What is being asked:
Omit every picture, and retype the lines that run from the beginning of the data below through the line containing "<section-banner>Today's Allocated visits", inclusive.
▽
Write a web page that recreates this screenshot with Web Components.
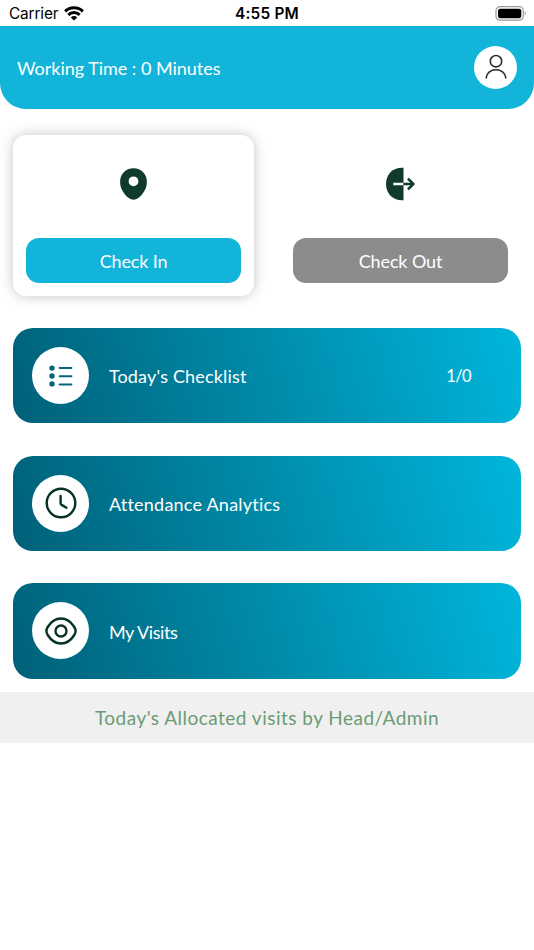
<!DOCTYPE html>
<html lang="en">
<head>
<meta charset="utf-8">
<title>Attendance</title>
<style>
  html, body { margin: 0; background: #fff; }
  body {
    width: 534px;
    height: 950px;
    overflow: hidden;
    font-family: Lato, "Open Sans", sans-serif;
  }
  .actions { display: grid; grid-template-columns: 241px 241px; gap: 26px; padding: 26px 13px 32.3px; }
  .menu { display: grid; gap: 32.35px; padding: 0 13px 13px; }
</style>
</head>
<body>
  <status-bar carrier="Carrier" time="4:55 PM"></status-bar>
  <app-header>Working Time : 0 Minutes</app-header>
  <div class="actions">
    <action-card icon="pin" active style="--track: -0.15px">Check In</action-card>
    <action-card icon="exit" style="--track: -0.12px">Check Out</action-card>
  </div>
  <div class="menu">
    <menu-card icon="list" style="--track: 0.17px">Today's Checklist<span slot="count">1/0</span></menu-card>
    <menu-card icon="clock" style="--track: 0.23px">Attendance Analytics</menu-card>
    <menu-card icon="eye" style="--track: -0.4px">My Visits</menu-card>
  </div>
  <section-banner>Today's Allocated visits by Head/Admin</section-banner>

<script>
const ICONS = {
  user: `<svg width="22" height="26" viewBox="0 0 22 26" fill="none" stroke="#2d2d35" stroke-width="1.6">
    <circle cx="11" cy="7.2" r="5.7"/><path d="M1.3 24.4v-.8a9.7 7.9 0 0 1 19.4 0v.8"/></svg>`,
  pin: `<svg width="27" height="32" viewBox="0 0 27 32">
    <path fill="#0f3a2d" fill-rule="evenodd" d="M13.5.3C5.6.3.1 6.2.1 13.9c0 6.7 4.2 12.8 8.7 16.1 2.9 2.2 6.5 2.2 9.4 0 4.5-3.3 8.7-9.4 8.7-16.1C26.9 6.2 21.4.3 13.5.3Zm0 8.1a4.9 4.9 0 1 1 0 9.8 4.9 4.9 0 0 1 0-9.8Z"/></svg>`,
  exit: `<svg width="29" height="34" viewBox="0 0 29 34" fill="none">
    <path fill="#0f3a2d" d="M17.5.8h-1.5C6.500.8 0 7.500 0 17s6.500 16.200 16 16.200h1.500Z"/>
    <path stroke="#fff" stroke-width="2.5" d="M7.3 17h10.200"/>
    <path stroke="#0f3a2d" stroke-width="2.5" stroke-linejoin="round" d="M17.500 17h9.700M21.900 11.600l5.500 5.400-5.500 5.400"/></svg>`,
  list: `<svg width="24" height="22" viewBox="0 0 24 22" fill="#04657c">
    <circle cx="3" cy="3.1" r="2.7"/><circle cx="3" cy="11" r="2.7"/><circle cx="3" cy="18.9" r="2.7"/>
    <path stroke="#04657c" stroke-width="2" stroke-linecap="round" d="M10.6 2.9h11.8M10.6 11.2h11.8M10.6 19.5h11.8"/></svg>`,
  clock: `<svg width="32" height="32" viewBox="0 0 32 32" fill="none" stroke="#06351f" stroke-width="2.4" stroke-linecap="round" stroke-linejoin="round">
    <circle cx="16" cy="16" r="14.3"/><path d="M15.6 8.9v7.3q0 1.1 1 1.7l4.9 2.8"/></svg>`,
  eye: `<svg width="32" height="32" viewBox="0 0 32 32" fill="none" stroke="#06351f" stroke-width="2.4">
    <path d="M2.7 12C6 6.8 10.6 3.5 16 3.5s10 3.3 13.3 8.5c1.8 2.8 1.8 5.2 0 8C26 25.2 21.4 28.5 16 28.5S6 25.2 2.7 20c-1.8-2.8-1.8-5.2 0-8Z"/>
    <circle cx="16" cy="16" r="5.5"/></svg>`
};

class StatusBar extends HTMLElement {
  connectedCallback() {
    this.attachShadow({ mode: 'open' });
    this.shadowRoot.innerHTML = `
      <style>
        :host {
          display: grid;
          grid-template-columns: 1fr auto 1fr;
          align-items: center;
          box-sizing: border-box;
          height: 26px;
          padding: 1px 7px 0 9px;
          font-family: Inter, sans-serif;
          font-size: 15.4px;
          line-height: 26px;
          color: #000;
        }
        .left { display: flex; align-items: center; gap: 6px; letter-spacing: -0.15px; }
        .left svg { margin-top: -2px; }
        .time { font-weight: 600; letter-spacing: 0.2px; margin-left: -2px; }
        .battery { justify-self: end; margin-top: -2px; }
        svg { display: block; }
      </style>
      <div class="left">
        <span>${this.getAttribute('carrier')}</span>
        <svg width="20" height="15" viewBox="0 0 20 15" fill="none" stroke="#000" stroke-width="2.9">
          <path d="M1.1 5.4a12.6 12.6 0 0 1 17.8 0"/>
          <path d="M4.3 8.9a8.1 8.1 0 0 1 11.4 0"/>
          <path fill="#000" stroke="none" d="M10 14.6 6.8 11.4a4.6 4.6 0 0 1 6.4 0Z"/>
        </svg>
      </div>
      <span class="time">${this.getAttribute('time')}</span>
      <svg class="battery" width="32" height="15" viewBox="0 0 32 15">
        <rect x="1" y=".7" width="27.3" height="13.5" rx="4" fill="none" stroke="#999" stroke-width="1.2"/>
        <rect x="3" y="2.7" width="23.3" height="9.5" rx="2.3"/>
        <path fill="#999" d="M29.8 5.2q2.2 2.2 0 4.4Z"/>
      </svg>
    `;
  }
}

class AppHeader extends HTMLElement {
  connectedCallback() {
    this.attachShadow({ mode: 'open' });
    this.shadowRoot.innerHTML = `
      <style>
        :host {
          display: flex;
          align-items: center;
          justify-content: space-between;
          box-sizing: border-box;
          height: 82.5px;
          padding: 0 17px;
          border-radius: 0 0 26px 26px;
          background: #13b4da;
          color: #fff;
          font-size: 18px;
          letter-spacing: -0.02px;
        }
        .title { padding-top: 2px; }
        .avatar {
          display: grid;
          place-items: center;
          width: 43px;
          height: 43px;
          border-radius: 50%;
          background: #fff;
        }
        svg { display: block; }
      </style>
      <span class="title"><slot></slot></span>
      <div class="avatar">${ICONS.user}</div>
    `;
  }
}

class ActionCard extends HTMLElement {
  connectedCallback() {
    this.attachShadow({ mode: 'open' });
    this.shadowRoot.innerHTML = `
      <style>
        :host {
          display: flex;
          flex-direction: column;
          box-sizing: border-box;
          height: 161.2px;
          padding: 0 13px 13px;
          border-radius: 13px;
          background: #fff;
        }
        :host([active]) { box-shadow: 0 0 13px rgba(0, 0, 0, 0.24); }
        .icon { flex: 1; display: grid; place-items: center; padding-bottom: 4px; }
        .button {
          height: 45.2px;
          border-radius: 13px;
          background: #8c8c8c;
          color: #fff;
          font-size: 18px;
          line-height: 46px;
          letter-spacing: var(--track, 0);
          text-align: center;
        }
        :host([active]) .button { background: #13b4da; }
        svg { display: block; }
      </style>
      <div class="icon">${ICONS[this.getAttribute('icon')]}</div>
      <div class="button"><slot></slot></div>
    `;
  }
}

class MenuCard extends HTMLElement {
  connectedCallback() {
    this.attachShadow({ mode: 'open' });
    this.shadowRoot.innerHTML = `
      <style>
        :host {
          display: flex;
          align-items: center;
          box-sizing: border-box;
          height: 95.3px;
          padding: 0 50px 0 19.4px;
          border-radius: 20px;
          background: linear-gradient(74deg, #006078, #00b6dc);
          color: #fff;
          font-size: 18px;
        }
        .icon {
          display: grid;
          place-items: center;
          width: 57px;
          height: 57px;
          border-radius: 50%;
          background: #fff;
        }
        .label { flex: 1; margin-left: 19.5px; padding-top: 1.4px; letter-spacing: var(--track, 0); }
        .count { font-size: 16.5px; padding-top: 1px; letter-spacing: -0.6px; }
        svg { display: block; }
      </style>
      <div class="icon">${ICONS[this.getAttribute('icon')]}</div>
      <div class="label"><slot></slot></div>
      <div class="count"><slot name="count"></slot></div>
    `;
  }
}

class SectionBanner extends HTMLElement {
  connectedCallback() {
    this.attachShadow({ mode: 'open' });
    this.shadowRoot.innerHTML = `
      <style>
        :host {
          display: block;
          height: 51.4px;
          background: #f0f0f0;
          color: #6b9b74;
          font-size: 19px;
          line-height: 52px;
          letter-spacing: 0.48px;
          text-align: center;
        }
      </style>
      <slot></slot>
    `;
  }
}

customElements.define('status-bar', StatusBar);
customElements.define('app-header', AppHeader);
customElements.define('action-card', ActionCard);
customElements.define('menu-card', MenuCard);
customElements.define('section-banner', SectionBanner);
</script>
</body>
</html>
△
Exercise response:
Write a web page that recreates this screenshot with Web Components.
<!DOCTYPE html>
<html lang="en">
<head>
<meta charset="utf-8">
<title>Attendance</title>
<style>
  html, body { margin: 0; background: #fff; }
  body {
    width: 534px;
    height: 950px;
    overflow: hidden;
    font-family: Lato, "Open Sans", sans-serif;
  }
  .actions { display: grid; grid-template-columns: 241px 241px; gap: 26px; padding: 26px 13px 32.3px; }
  .menu { display: grid; gap: 32.35px; padding: 0 13px 13px; }
</style>
</head>
<body>
  <status-bar carrier="Carrier" time="4:55 PM"></status-bar>
  <app-header>Working Time : 0 Minutes</app-header>
  <div class="actions">
    <action-card icon="pin" active style="--track: -0.15px">Check In</action-card>
    <action-card icon="exit" style="--track: -0.12px">Check Out</action-card>
  </div>
  <div class="menu">
    <menu-card icon="list" style="--track: 0.17px">Today's Checklist<span slot="count">1/0</span></menu-card>
    <menu-card icon="clock" style="--track: 0.23px">Attendance Analytics</menu-card>
    <menu-card icon="eye" style="--track: -0.4px">My Visits</menu-card>
  </div>
  <section-banner>Today's Allocated visits by Head/Admin</section-banner>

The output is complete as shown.